Why the rung you are on is the first strategic fact
The reason to be precise about this is that strategy depends on knowing your real starting point, and almost everyone overstates it. A company on rung 2 that believes it is on rung 4 will make bad bets: it will try to build AI-native products on top of an operating model that has not changed, and wonder why they do not land.
Naming your actual rung is the first honest strategic act. It tells you what the next move is. From ad-hoc, the move is direction and standards. From assisted, the move is to redesign one workflow rather than accelerate ten. From integrated, the move is to make the pattern the default rather than the exception.

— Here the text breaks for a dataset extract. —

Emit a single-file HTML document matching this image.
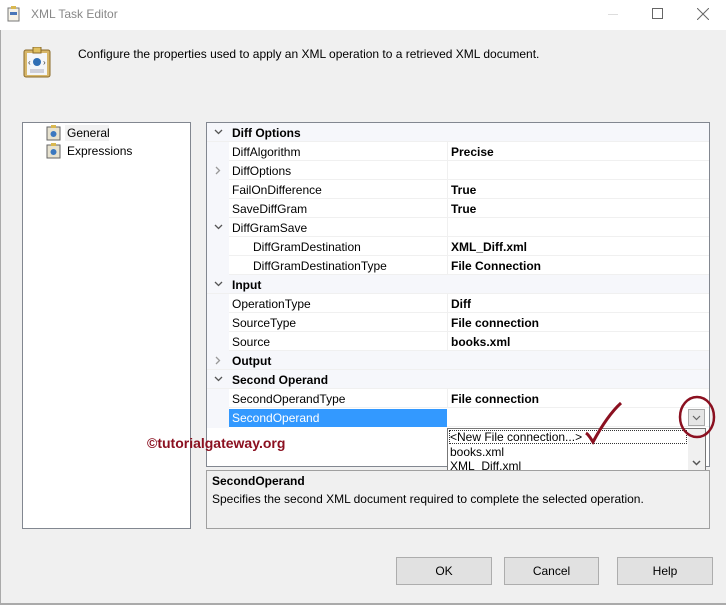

You climb one workflow at a time
The most important thing about the ladder is how you move up it, which is not with a company-wide program. You climb one workflow at a time. You pick a single workflow, redesign it around AI, get it to rung 3 in production, and prove the pattern. Then you take that pattern to the next workflow. An organization becomes AI-native not by declaring it, but by accumulating workflows that reached rung 3 until the new way of working is simply how things are done.
This is slower than a transformation announcement and far more real. It also means “AI-native” is earned in specifics, in this workflow and then that one, rather than claimed in general.
So when you hear a company call itself AI-native, the useful question is not whether the label fits. It is: which workflows have actually reached rung 3, and how did they get there. The answer tells you everything the label hides.